Code in a Day is a pricey proposition at $1,495. "It is a premium kind of product because it's geared to business people who don't have a lot of time but need to get up to speed on this world quite rapidly," said Decoded's U.S. CEO, Liz Lukas.

The session guides would-be coders through a series of high-level explanations of various programming languages including HTML, CSS and Javascript, the goal being to craft a simple app built on these concepts that is accessible via the web and hosted by Decoded. While there's some hands-on immersion involved, the class is really intended to give a bird's-eye view of how code works to enable the everyday digital functions we take for granted, and show how files that sit on servers talk to one another.

Code in a Day private sessions cost less per person than the open-session rate and require groups of 10 or more. Best Buy execs took part in a Code in a Day session recently, as did the small team at DDB Vancouver.

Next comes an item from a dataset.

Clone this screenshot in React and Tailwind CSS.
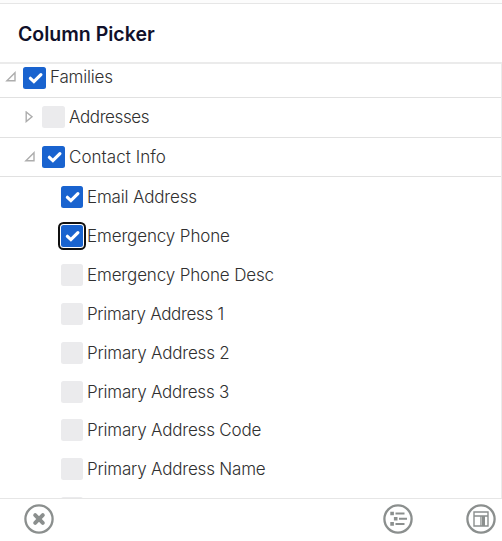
import { useState } from 'react';
import clsx from 'clsx';

const fields = [
  { id: 'email', label: 'Email Address', tracking: 'tracking-[-0.17px]' },
  { id: 'phone', label: 'Emergency Phone', tracking: 'tracking-[-0.13px]' },
  { id: 'phoneDesc', label: 'Emergency Phone Desc', tracking: 'tracking-[-0.15px]' },
  { id: 'address1', label: 'Primary Address 1', tracking: 'tracking-[-0.32px]' },
  { id: 'address2', label: 'Primary Address 2', tracking: 'tracking-[-0.2px]' },
  { id: 'address3', label: 'Primary Address 3', tracking: 'tracking-[-0.22px]' },
  { id: 'addressCode', label: 'Primary Address Code', tracking: 'tracking-[-0.2px]' },
  { id: 'addressName', label: 'Primary Address Name', tracking: 'tracking-[-0.2px]' },
];

const Checkbox = ({ checked, focused, wide, label, onClick }) => (
  <button
    role="checkbox"
    aria-checked={checked}
    aria-label={label}
    onClick={onClick}
    className={clsx(
      'flex h-[22px] shrink-0 items-center justify-center rounded-[2.5px]',
      wide ? 'w-[23px]' : 'w-[22px]',
      checked ? 'bg-[#1963cf]' : 'bg-[#ebebed]',
      focused && 'outline-2 outline-offset-1 outline-[#101010]'
    )}
  >
    {checked && (
      <svg viewBox="0 0 22 22" className="h-[22px] w-[22px]" fill="none" stroke="white" strokeWidth="3.2">
        <path d="M6.4 11.3 L9.9 14.6 L16.9 7.6" strokeLinecap="round" />
      </svg>
    )}
  </button>
);

const Arrow = ({ open }) => (
  <svg viewBox="0 0 12 12" className="h-3 w-3 shrink-0" fill="none" stroke="#adadad" strokeWidth="1.4">
    {open ? <path d="M1.9 9.7 H10 V1.7 Z" /> : <path d="M3.2 1 V10.6 L9 5.8 Z" />}
  </svg>
);

const Label = ({ children, className }) => (
  <span className={clsx('ml-1 whitespace-nowrap text-[17px] leading-[22px] font-light text-[#303030]', className)}>
    {children}
  </span>
);

const RoundButton = ({ label, children }) => (
  <button aria-label={label} className="h-[30px] w-[30px]">
    <svg viewBox="0 0 30 30" className="h-[30px] w-[30px]" fill="none" stroke="#8b8f8e">
      <circle cx="15" cy="15" r="13.6" strokeWidth="2.3" />
      {children}
    </svg>
  </button>
);

const App = () => {
  const [checked, setChecked] = useState({ families: true, contact: true, email: true, phone: true });
  const [focused, setFocused] = useState('phone');

  const toggle = (id) => {
    setChecked({ ...checked, [id]: !checked[id] });
    setFocused(id);
  };

  const box = (id, label, wide) => (
    <Checkbox checked={!!checked[id]} focused={focused === id} wide={wide} label={label} onClick={() => toggle(id)} />
  );

  return (
    <div className="flex h-[541px] w-[502px] flex-col overflow-hidden bg-white font-[Inter,'Open_Sans',sans-serif]">
      <div className="h-1 shrink-0 border-b border-[#e6e6e6] bg-[#fcfcfc]" />
      <header className="flex h-[60px] shrink-0 items-center border-b-2 border-[#ebebeb] pt-px pl-[18px]">
        <h1 className="text-[19.5px] leading-6 font-semibold text-[#10102a]">Column Picker</h1>
      </header>

      <div className="min-h-0 flex-1 overflow-hidden border-r border-[#ebebeb]">
        <div className="flex h-[34px] items-start border-b border-[#e1e1e1] pt-[3px] pl-[5px]">
          <span className="mt-1 mr-[6px]"><Arrow open /></span>
          {box('families', 'Families', true)}
          <Label className="-mt-px tracking-[-0.2px]">Families</Label>
        </div>
        <div className="flex h-10 items-center border-b border-[#e1e1e1] pb-px pl-[23px]">
          <span className="mr-[7px]"><Arrow /></span>
          {box('addresses', 'Addresses', true)}
          <Label className="tracking-[-0.4px]">Addresses</Label>
        </div>
        <div className="flex h-[39px] items-center border-b border-[#e1e1e1] pl-[24px]">
          <span className="mr-[6px]"><Arrow open /></span>
          {box('contact', 'Contact Info', true)}
          <Label className="tracking-[0.05px]">Contact Info</Label>
        </div>
        <div className="pt-[1px]">
          {fields.map((field) => (
            <div key={field.id} className="flex h-[38.85px] items-center pl-[61px]">
              {box(field.id, field.label)}
              <Label className={field.tracking}>{field.label}</Label>
            </div>
          ))}
          {/* next row, scrolled out of view except for its top edge */}
          <div className="flex items-start pt-[8.4px] pl-[61px]">{box('addressType', 'Address type')}</div>
        </div>
      </div>

      <footer className="flex h-[43px] shrink-0 items-start border-t border-[#e6e6e6] pt-[5px] pl-6">
        <RoundButton label="Close">
          <path d="M11.2 11.2 L18.8 18.8 M18.8 11.2 L11.2 18.8" strokeWidth="4" strokeLinecap="round" />
        </RoundButton>
        <div className="ml-auto flex gap-[53px] pr-[6px]">
          <RoundButton label="Expand tree">
            <path d="M7.3 9.5 H10.9 M10.9 14.7 H14.5 M7.3 19.9 H10.9" strokeWidth="3.6" />
            <path d="M12.5 9.5 H21.5 M16 14.7 H24 M12.5 19.9 H21.5" strokeWidth="2" />
          </RoundButton>
          <RoundButton label="Column layout">
            <path d="M8 8 H22 V22 H8 Z M8 12 H22" strokeWidth="1.4" />
            <path d="M14.8 12 V22" strokeWidth="1" />
            <path d="M17.3 12 V22" strokeWidth="3.4" />
          </RoundButton>
        </div>
      </footer>
    </div>
  );
};

export default App;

"I always liken things like this to the '90s, when people were building websites; some people were charging $500 and some people were charging $5,000," said Todd Szahun, VP-data strategy and partnerships at WPP's data and tech consultancy The Data Alliance. Mr. Szahun scored a seat at a "jam-packed" Decoded mini-course on data at SXSW this year.

During a brain-refueling lunch featuring quinoa and salmon, one participant at last month's New York class added weather data to her mobile app using coded lines of brackets and semicolons to tell the application how and where to grab weather information dynamically to feed into her app.

Students learned about online resources to assist them in future coding endeavors and can request additional help from Decoded tutors down the road. Still, those seeking in-depth knowledge of Javascript or data and stats-related languages like R or Python will want to find another class. The once-a-month open sessions (there's also a Data in a Day course) are a minimal component of Decoded's business, which is focused on custom courses for brands and ad agencies.

Five people operate the burgeoning New York branch, "but I could see us doubling or tripling that by the end of the year," said Ms. Lukas. The company also opened a Singapore office with one staffer charged with developing opportunities in Asia. The company has 30 employees.

In London, where the company was founded, Decoded is still developing products such as shorter sessions and a free CodeEd-in-a-Day offering for schools in the U.K. That product is likely less viable here in the States, where schooling is not as homo-genized. The firm is pondering additional subject areas, including cyber security.

"In terms of the value exchange, there's just not enough out there in the market to compare it to," said Mr. Szahun. "What's the alternative?"